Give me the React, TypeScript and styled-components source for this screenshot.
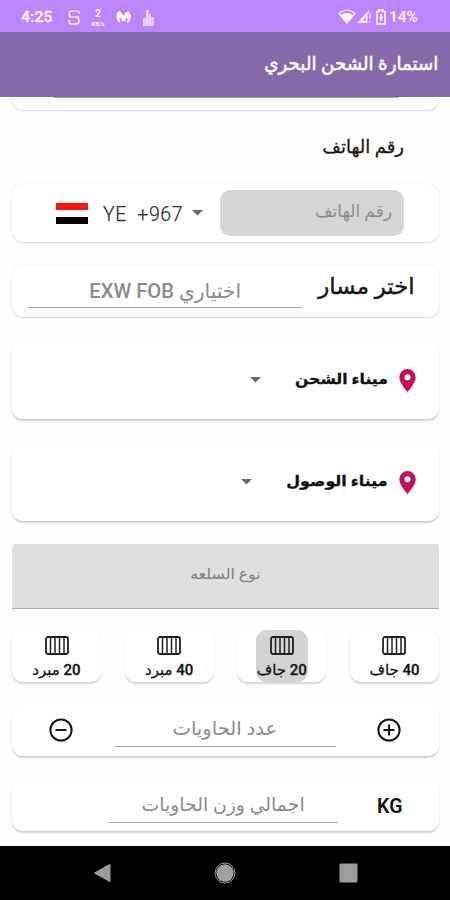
import React from "react";
import styled, { createGlobalStyle } from "styled-components";

const Global = createGlobalStyle`
  * { box-sizing: border-box; }
  body { margin: 0; background: #fefefe; font-family: Roboto, "DejaVu Sans", sans-serif; }
  svg { display: block; flex: none; }
`;

const Screen = styled.div`
  width: 450px;
  height: 900px;
  display: flex;
  flex-direction: column;
  overflow: hidden;
  background: #fefefe;
`;

const StatusBar = styled.div`
  height: 32px;
  flex: none;
  display: flex;
  align-items: center;
  padding: 2px 32px 0 21px;
  background: #bb86fc;
  color: #fdf5ff;
  font-size: 15.5px;
  font-weight: 500;
`;

const Clock = styled.span`
  width: 46px;
  letter-spacing: 0.3px;
  -webkit-text-stroke: 0.3px currentColor;
`;

const Speed = styled.div`
  width: 18px;
  margin: 0 9px 0 8px;
  display: flex;
  flex-direction: column;
  align-items: center;
  font-weight: 700;
`;

const SpeedValue = styled.span`
  font-size: 10.5px;
  line-height: 12px;
`;

const SpeedUnit = styled.span`
  font-size: 6px;
  line-height: 7px;
`;

const StatusRight = styled.div`
  margin-left: auto;
  display: flex;
  align-items: center;
`;

const AppBar = styled.header`
  height: 65px;
  flex: none;
  display: flex;
  align-items: center;
  justify-content: flex-end;
  padding: 0 12px 1px 0;
  background: #8669ab;
  color: #fff;
`;

const Form = styled.main`
  height: 749px;
  flex: none;
  display: flex;
  flex-direction: column;
  padding: 0 11px 0 12px;
`;

const Card = styled.section<{ $h: number; $mt: number; $deep?: boolean }>`
  height: ${(p) => p.$h}px;
  margin-top: ${(p) => p.$mt}px;
  flex: none;
  display: flex;
  align-items: center;
  border-radius: 11px;
  background: #fff;
  box-shadow: ${(p) =>
    p.$deep
      ? "0 2px 2px rgba(0, 0, 0, 0.17), 0 1px 1px rgba(0, 0, 0, 0.05)"
      : "0 1px 1.5px rgba(0, 0, 0, 0.13), 0 0 1.5px rgba(0, 0, 0, 0.12)"};
`;

const PreviousCard = styled(Card)`
  border-radius: 0 0 11px 11px;
  align-items: flex-start;
  justify-content: center;
`;

const PreviousLine = styled.div`
  width: 346px;
  height: 1px;
  background: #aaa1b5;
`;

const Ink = styled.span<{
  $size: number;
  $sx?: number;
  $weight?: number;
  $dy?: number;
  $origin?: string;
  $stroke?: number;
}>`
  display: inline-block;
  white-space: nowrap;
  font-size: ${(p) => p.$size}px;
  line-height: 1.3;
  font-weight: ${(p) => p.$weight ?? 400};
  -webkit-text-stroke: ${(p) => p.$stroke ?? 0}px currentColor;
  transform-origin: ${(p) => p.$origin ?? "right"} center;
  transform: translateY(${(p) => p.$dy ?? 0}px) scaleX(${(p) => p.$sx ?? 1});
`;

const PhoneLabel = styled.div`
  height: 74px;
  flex: none;
  display: flex;
  align-items: center;
  justify-content: flex-end;
  padding-right: 35px;
  color: #161616;
`;

const Flag = styled.div`
  width: 32px;
  height: 21px;
  margin: 0 15px 0 44px;
  flex: none;
  border-top: 7px solid #fb1408;
  border-bottom: 7px solid #000;
`;

const Dial = styled.span`
  width: 89px;
  padding-top: 2px;
  flex: none;
  white-space: nowrap;
  color: #303030;
  font-size: 19.5px;
  font-weight: 300;
  word-spacing: 5px;
  letter-spacing: 0.6px;
  -webkit-text-stroke: 0.25px currentColor;
`;

const PhoneInput = styled.div`
  width: 184px;
  height: 46px;
  margin-left: 17px;
  flex: none;
  display: flex;
  align-items: center;
  justify-content: flex-end;
  padding: 0 12px 4px 0;
  border-radius: 10px;
  background: #d5d5d5;
  color: #8b8b8b;
`;

const LineInput = styled.div<{ $w: number; $h: number }>`
  width: ${(p) => p.$w}px;
  height: ${(p) => p.$h}px;
  flex: none;
  display: flex;
  align-items: center;
  justify-content: center;
  border-bottom: 1.5px solid #a6a6a6;
  color: #8b8b8b;
`;

const RouteCard = styled(Card)`
  padding-left: 16px;
`;

const RouteTitle = styled.div`
  flex: 1;
  display: flex;
  justify-content: flex-end;
  padding: 0 24px 8px 0;
  color: #151515;
`;

const PortCard = styled(Card)`
  justify-content: flex-end;
  padding-right: 23px;
  color: #101010;
`;

const PortName = styled.div<{ $w: number }>`
  width: ${(p) => p.$w}px;
  margin-right: 11px;
  display: flex;
  justify-content: flex-end;
`;

const GoodsField = styled.div`
  height: 65px;
  margin-top: 23px;
  flex: none;
  display: flex;
  align-items: center;
  justify-content: center;
  padding-bottom: 2px;
  border-bottom: 1.5px solid #aaa;
  border-radius: 3px 3px 0 0;
  background: #dfdfdf;
  color: #808080;
`;

const Tiles = styled.div`
  height: 52px;
  margin-top: 21px;
  flex: none;
  display: flex;
  justify-content: space-between;
`;

const Tile = styled.div`
  width: 89px;
  height: 52px;
  display: flex;
  justify-content: center;
  border-radius: 11px;
  background: #fff;
  box-shadow: 0 1.5px 2px rgba(0, 0, 0, 0.17);
`;

const TileBody = styled.div<{ $on?: boolean }>`
  width: 52px;
  height: 52px;
  display: flex;
  flex-direction: column;
  align-items: center;
  gap: 5px;
  padding-top: 6px;
  border-radius: 11px;
  background: ${(p) => (p.$on ? "#d3d3d3" : "transparent")};
  color: #151515;
`;

const CountCard = styled(Card)`
  justify-content: space-between;
  padding: 0 38px 2px 37px;
`;

const WeightCard = styled(Card)`
  gap: 39px;
  padding-left: 97px;
`;

const Unit = styled.span`
  padding-top: 1px;
  color: #111;
  font-size: 19.5px;
  font-weight: 600;
  letter-spacing: 0.3px;
`;

const NavBar = styled.nav`
  height: 54px;
  flex: none;
  display: flex;
  align-items: center;
  justify-content: space-between;
  padding: 0 92px 0 93px;
  background: #000;
`;

const Caret = () => (
  <svg width="11" height="6" viewBox="0 0 11 6"><path d="M0 0H11L5.5 5.5Z" fill="#696969" /></svg>
);

const Pin = () => (
  <svg width="17" height="23" viewBox="0 0 17 23">
    <path fillRule="evenodd" fill="#c2105c" d="M8.5 0A8.2 8.2 0 0 0 .3 8.2C.3 14.3 8.5 23 8.5 23S16.7 14.3 16.7 8.2A8.2 8.2 0 0 0 8.5 0Zm0 5.2a3 3 0 1 1 0 6 3 3 0 0 1 0-6Z" />
  </svg>
);

const ContainerIcon = () => (
  <svg width="24" height="19" viewBox="0 0 24 19" fill="none" stroke="#202020">
    <rect x="1" y="1" width="22" height="17" rx="2" strokeWidth="1.8" />
    <path d="M5.5 2V17M10 2V17M14.5 2V17M19 2V17" strokeWidth="1.5" />
  </svg>
);

const RoundIcon = ({ plus }: { plus?: boolean }) => (
  <svg width="24" height="24" viewBox="0 0 24 24" fill="none" stroke="#151515" strokeWidth="2">
    <circle cx="12" cy="12" r="10.6" />
    <path d={plus ? "M6.5 12H17.5M12 6.5V17.5" : "M6.5 12H17.5"} />
  </svg>
);

const tiles = [
  { label: "20 مبرد" },
  { label: "40 مبرد" },
  { label: "20 جاف", on: true },
  { label: "40 جاف" },
];

export default function App() {
  return (
    <>
      <Global />
      <Screen>
        <StatusBar>
          <Clock>4:25</Clock>
          <svg width="14" height="17" viewBox="0 0 14 17" fill="none" stroke="#f3e3ff" strokeWidth="1.7">
            <path d="M12 5V4Q12 2 9 2H5Q2 2 2 5T5 8H9Q12 8 12 11.5T9 15H5Q2 15 2 12V11M2 8H12" />
          </svg>
          <Speed>
            <SpeedValue>2</SpeedValue>
            <SpeedUnit>KB/s</SpeedUnit>
          </Speed>
          <svg width="15" height="14" viewBox="0 0 15 14" fill="#fff">
            <path d="M3 1Q5.500 2 7.500 6Q9.500 2 12 1Q15 4 14.500 8Q14 11.500 10.500 13Q12 9.500 11 6.500Q9.500 9 9 11H6Q5.500 9 4 6.500Q3 9.500 4.500 13Q1 11.500 .5 8Q0 4 3 1Z" />
          </svg>
          <svg width="23" height="17" viewBox="0 0 23 17" fill="#ecd8ff">
            <path d="M12 9h2.700v8H12zM15 1h2.700v16H15zM18 5h2v12h-2zM20.300 8h2.500v9h-2.500z" />
          </svg>
          <StatusRight>
            <svg width="18" height="15" viewBox="0 0 18 15">
              <path d="M1 4.5Q9-2.5 17 4.5L9 14Z" fill="none" stroke="#fff" strokeWidth="1.2" />
              <path d="M3 6Q9 2 15 6L9 14Z" fill="#fff" />
            </svg>
            <svg width="17" height="15" viewBox="0 0 17 15">
              <path fillRule="evenodd" d="M1 14L13 1V4H11.500V14ZM7 12H10V8Z" fill="#f5e9ff" />
              <path d="M14 4v6M14 12v2" stroke="#f5e9ff" strokeWidth="1.3" />
            </svg>
            <svg width="16" height="16" viewBox="0 0 16 16" fill="none" stroke="#fff" strokeWidth="1.5">
              <path d="M4 2.500H6V1H10V2.500H12V15H4ZM8 5V12M6.200 8.500H9.800" />
            </svg>
            <Ink $size={15.5} $weight={500}>14%</Ink>
          </StatusRight>
        </StatusBar>
        <AppBar>
          <Ink dir="rtl" $size={19} $sx={0.96} $stroke={0.5}>استمارة الشحن البحري</Ink>
        </AppBar>
        <Form>
          <PreviousCard $h={13} $mt={0}><PreviousLine /></PreviousCard>
          <PhoneLabel><Ink dir="rtl" $size={18} $stroke={0.3}>رقم الهاتف</Ink></PhoneLabel>
          <Card $h={58} $mt={0}>
            <Flag />
            <Dial>YE +967</Dial>
            <Caret />
            <PhoneInput><Ink dir="rtl" $size={17}>رقم الهاتف</Ink></PhoneInput>
          </Card>
          <RouteCard $h={52} $mt={23}>
            <LineInput $w={274} $h={34}>
              <Ink dir="rtl" $size={20} $weight={500} $sx={1.01} $origin="center">اختياري EXW FOB</Ink>
            </LineInput>
            <RouteTitle><Ink dir="rtl" $size={22} $sx={1.04} $stroke={0.4}>اختر مسار</Ink></RouteTitle>
          </RouteCard>
          <PortCard $h={78} $mt={24} $deep>
            <Caret /><PortName $w={127}><Ink dir="rtl" $size={15} $weight={700} $sx={1.045} $stroke={0.3}>ميناء الشحن</Ink></PortName><Pin />
          </PortCard>
          <PortCard $h={78} $mt={24} $deep>
            <Caret /><PortName $w={136}><Ink dir="rtl" $size={15} $weight={700} $sx={1.06} $stroke={0.3}>ميناء الوصول</Ink></PortName><Pin />
          </PortCard>
          <GoodsField><Ink dir="rtl" $size={15} $sx={1.05} $origin="center">نوع السلعه</Ink></GoodsField>
          <Tiles>
            {tiles.map((t) => (
              <Tile key={t.label}>
                <TileBody $on={t.on}>
                  <ContainerIcon />
                  <Ink dir="rtl" $size={15} $weight={500} $dy={1} $stroke={0.3} $origin="center">{t.label}</Ink>
                </TileBody>
              </Tile>
            ))}
          </Tiles>
          <CountCard $h={51} $mt={23} $deep>
            <RoundIcon />
            <LineInput $w={221} $h={34}><Ink dir="rtl" $size={19} $sx={1.03} $origin="center">عدد الحاويات</Ink></LineInput>
            <RoundIcon plus />
          </CountCard>
          <WeightCard $h={51} $mt={24} $deep>
            <LineInput $w={229} $h={34}><Ink dir="rtl" $size={18.5} $sx={1.02} $origin="center">اجمالي وزن الحاويات</Ink></LineInput>
            <Unit>KG</Unit>
          </WeightCard>
        </Form>
        <NavBar>
          <svg width="18" height="20" viewBox="0 0 18 20"><path d="M17.5 .5V19.5L.5 10Z" fill="#9c9c9c" /></svg>
          <svg width="22" height="22" viewBox="0 0 22 22"><circle cx="11" cy="11" r="10" fill="none" stroke="#999" /><circle cx="11" cy="11" r="8.7" fill="#a0a0a0" /></svg>
          <svg width="19" height="20" viewBox="0 0 19 20"><rect x=".5" y=".5" width="18" height="19" rx="1" fill="#9c9c9c" /></svg>
        </NavBar>
      </Screen>
    </>
  );
}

:::::

**Task brief:**
Scan the lines for the string "components". Copy out each line that matches.

**Solution below:**
Give me the React, TypeScript and styled-components source for this screenshot.
import styled, { createGlobalStyle } from "styled-components";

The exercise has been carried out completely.